→ WHAT NEEDS TO BE DONE: Using the listing below, extract each line that has the word "Clone" in it.

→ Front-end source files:
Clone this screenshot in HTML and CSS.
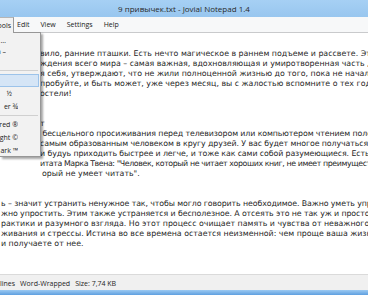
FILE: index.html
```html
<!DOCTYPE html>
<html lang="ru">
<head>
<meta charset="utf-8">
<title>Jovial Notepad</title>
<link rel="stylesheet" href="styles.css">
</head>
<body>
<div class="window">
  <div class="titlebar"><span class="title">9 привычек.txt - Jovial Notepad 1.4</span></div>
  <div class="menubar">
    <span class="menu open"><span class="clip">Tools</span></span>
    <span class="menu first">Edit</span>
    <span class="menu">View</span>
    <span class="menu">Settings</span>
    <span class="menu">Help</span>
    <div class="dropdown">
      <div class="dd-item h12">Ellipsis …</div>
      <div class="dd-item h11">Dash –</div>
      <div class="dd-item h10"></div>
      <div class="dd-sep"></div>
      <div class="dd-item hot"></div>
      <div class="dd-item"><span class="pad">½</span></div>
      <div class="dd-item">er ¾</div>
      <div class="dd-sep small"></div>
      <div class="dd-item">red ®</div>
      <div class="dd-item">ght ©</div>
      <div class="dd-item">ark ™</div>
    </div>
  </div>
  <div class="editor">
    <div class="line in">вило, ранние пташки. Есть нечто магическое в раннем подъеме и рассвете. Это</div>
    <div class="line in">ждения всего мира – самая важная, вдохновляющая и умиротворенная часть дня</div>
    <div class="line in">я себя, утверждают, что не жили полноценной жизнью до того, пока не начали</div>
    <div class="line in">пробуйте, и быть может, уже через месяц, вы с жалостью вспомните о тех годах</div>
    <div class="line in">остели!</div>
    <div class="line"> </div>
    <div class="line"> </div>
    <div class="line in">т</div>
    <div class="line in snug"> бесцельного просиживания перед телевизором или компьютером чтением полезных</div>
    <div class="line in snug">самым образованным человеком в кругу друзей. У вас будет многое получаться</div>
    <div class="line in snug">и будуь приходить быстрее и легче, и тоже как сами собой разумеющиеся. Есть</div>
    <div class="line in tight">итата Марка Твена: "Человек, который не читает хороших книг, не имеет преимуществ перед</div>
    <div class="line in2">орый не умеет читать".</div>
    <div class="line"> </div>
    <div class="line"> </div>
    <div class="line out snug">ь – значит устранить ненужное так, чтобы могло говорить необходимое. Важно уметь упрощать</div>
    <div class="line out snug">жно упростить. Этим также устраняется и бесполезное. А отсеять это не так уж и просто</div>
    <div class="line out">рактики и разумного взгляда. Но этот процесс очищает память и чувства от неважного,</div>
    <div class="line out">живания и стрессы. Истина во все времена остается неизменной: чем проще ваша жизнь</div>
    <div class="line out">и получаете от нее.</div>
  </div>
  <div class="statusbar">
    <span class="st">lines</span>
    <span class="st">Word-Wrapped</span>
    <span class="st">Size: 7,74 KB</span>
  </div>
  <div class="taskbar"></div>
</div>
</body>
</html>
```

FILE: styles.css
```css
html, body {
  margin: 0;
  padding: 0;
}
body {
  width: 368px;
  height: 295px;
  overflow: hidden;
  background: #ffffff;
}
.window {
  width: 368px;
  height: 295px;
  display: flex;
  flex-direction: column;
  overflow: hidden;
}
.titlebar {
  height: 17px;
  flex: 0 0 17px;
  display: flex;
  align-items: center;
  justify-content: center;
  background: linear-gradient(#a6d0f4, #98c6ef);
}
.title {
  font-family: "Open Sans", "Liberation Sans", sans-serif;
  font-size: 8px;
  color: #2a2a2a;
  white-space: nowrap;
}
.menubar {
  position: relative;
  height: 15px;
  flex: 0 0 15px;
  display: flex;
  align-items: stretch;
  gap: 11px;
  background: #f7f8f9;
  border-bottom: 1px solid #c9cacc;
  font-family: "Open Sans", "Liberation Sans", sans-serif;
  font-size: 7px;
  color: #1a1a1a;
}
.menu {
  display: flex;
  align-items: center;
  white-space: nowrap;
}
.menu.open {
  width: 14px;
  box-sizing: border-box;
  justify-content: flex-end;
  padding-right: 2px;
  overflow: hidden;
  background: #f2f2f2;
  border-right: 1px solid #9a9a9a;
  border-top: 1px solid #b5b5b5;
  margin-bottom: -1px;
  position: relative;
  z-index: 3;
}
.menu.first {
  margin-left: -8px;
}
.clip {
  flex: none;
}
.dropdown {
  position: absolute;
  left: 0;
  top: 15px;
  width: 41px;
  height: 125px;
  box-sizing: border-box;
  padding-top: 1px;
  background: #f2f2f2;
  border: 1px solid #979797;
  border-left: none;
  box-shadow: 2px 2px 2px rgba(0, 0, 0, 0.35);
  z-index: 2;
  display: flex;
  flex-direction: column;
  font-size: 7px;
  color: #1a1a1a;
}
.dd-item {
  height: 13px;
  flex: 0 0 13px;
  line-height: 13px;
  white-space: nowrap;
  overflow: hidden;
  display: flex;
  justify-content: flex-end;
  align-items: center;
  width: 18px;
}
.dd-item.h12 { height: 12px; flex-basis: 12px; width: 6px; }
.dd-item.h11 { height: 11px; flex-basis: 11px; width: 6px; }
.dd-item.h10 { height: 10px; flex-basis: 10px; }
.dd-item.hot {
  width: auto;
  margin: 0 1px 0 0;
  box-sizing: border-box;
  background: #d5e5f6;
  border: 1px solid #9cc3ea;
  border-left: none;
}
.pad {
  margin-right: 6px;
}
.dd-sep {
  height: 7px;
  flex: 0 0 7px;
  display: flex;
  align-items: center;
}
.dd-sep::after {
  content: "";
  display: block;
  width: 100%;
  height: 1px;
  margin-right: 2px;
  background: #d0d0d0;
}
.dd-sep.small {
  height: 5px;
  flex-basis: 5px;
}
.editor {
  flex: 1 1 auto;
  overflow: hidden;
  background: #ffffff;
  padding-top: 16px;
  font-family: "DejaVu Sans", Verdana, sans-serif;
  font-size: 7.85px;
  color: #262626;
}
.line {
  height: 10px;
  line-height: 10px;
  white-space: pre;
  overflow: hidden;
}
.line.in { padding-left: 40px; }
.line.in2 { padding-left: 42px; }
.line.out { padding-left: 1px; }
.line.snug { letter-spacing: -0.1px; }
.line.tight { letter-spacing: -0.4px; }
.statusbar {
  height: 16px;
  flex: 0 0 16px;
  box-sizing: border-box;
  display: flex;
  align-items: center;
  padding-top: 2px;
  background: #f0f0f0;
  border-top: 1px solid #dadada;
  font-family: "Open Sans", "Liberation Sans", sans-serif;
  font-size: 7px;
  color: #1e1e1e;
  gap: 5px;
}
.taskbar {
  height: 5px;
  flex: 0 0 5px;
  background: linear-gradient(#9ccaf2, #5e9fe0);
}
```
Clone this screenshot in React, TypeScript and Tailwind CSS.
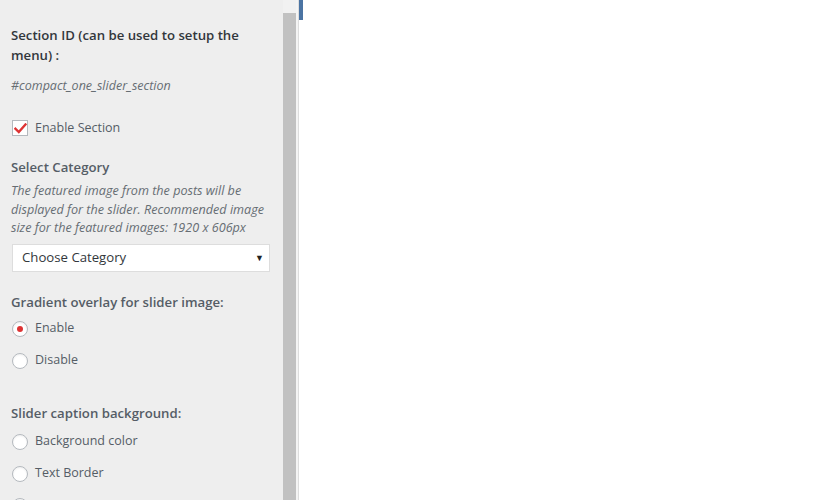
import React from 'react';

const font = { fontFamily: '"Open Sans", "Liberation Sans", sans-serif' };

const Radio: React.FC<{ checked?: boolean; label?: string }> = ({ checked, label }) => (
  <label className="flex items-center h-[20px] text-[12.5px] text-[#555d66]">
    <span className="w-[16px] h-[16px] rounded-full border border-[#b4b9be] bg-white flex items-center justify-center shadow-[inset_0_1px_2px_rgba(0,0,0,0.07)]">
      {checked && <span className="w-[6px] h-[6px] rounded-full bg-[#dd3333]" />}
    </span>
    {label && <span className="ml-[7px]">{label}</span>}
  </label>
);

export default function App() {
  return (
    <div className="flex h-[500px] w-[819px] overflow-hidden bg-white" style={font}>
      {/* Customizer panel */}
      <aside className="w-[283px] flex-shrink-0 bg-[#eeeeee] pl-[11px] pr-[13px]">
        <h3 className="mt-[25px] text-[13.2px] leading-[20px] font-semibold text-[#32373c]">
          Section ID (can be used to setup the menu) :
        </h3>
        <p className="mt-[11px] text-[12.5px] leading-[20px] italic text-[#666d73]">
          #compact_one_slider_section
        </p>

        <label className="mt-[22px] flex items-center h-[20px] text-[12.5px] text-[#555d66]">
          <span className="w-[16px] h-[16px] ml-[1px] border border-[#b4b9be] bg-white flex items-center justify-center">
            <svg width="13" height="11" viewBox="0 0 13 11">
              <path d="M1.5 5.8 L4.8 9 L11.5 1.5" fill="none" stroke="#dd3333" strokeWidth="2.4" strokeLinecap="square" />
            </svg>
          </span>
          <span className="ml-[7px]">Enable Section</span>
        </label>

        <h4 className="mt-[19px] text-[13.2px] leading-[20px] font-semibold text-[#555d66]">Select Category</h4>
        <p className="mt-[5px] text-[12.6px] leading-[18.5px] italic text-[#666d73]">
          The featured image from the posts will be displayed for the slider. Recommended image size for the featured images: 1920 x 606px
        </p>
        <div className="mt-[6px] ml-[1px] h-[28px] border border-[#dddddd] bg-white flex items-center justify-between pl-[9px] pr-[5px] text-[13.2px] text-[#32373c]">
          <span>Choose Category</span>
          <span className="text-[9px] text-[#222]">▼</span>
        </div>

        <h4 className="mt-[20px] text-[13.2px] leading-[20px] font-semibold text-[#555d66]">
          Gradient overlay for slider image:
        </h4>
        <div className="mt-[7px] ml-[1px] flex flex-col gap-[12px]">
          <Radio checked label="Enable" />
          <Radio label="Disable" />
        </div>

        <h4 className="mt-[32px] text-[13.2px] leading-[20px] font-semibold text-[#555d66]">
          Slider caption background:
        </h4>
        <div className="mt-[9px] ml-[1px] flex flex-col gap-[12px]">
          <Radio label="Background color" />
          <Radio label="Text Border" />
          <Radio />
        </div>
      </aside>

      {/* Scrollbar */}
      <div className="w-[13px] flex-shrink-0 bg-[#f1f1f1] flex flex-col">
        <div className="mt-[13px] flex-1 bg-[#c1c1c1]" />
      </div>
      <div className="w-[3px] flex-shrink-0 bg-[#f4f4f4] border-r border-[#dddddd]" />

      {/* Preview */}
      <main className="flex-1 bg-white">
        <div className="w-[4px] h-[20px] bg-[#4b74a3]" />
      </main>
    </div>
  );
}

→ RESULT OF THIS EXERCISE:
Clone this screenshot in HTML and CSS.
Clone this screenshot in React, TypeScript and Tailwind CSS.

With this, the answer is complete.